The problem with Web 2.0 Social networks is they are part of the 'web' that we are expected to ‘go to’ to be social.
We are already social (and have been since Web 0.0) and we form social groups centered on our gym, favorite bar, or workplace.Then there are the social networks if not centered, then glued together by favorite Artifacts. A Ferrari Users Group, Benetton customers, Harley cycles, Royal Caribbean Cruise, whatever.
When the Web 2.0 technology becomes embedded in the devices we use in our gym, workplace, auto, motorcycle or whatever- then the monetization of the network will be obvious.
It becomes blatantly obvious when a social netwok goes corporate doesn't it? Unless that's the transparent purpose (e.g. help design the next generation skateboard) it won't last.
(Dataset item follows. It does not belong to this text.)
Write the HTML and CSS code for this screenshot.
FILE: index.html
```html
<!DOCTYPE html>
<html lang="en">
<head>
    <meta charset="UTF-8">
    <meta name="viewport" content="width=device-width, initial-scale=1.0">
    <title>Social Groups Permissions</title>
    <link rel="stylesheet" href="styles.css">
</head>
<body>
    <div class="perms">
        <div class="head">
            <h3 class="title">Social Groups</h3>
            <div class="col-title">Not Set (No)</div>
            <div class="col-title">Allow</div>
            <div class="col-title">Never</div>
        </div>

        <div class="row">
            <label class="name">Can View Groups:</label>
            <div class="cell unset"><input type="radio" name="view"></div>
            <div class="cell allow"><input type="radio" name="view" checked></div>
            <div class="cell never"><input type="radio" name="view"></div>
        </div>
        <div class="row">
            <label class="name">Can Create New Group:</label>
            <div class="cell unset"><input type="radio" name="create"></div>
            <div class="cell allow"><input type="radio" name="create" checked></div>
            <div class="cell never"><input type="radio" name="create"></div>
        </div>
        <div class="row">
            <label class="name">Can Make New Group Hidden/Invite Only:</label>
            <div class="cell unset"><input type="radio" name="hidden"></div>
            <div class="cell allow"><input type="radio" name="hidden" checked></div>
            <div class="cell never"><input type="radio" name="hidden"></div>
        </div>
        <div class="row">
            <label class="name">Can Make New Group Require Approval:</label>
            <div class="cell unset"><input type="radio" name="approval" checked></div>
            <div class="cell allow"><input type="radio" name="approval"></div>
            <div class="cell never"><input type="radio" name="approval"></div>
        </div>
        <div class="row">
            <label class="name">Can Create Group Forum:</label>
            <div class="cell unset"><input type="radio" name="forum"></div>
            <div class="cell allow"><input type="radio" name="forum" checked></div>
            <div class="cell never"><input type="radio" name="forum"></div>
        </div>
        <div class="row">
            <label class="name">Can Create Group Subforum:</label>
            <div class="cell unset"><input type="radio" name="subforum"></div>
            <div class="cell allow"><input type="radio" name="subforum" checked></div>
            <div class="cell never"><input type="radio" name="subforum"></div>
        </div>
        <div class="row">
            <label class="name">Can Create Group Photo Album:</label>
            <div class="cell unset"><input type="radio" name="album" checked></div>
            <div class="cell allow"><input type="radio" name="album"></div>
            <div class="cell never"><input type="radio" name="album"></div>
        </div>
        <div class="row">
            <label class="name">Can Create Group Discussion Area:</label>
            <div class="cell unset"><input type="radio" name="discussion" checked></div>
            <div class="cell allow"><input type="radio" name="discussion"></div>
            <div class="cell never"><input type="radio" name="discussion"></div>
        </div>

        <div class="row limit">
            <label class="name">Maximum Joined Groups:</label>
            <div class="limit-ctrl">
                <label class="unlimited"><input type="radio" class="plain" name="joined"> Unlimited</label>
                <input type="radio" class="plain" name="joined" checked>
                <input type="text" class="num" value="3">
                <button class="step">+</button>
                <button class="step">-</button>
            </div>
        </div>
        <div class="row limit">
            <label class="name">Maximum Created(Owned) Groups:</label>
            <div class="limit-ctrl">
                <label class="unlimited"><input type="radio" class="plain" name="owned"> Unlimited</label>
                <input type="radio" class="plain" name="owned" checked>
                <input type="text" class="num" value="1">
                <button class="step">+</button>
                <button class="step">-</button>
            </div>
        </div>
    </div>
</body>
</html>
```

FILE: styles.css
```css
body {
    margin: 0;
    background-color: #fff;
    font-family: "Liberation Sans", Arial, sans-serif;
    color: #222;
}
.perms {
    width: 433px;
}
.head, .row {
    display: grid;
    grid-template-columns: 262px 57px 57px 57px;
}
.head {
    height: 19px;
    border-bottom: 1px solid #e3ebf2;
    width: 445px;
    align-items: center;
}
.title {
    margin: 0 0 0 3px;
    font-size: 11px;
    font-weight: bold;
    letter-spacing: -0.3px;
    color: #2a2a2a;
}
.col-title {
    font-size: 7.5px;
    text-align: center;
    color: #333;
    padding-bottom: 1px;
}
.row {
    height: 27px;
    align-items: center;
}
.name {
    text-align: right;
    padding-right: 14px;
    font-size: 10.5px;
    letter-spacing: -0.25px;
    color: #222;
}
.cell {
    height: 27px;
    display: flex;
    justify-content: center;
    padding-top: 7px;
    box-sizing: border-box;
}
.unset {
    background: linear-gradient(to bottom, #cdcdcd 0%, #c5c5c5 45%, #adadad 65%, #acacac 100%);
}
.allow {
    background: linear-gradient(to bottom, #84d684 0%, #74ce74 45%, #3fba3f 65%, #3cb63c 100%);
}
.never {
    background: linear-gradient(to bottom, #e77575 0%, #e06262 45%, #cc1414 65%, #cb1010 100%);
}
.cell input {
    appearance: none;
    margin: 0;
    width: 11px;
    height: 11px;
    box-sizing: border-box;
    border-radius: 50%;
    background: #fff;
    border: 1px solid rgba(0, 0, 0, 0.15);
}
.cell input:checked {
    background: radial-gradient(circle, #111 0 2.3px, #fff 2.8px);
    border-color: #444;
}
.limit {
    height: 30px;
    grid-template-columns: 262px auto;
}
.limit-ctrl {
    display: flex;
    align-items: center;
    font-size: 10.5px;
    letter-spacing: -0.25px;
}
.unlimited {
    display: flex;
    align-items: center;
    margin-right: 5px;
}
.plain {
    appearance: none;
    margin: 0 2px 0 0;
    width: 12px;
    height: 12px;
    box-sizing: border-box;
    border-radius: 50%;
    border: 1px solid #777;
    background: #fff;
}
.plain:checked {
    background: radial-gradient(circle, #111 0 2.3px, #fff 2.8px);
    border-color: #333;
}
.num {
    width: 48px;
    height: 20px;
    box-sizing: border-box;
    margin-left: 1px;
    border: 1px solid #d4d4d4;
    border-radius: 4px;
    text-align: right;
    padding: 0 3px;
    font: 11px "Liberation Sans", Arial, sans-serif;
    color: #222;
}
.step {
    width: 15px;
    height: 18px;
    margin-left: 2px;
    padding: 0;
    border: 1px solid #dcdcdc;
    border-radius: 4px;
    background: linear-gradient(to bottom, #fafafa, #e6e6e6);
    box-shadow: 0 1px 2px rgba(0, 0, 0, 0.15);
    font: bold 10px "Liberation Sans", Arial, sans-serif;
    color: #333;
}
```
Treating your community members as leads or impressions instead of peers is a losing strategy.
Many "social networks" remind me of that old Silly String commercial with a bunch of generals and dowagers standing around talking about the "motion of the ocean" until a bunch of cool people come in and give them silly string to spray on each other.
"Chatting" and other networking has succumbed to the rigid formalities of the workplace, hierachies of who can say what to whom have been established, whereas way back in the late 90s was the complete absense of barriers.
So, now, maybe we need to hire some Party Planners or get some Social Network MCees to stir the conversational minestroni and keep it from sticking to the bottom.
Just putting up a Cold Fusion template and saying "here, put your marketing data in so I can exploit it" no longer qualifies as Social..in my book.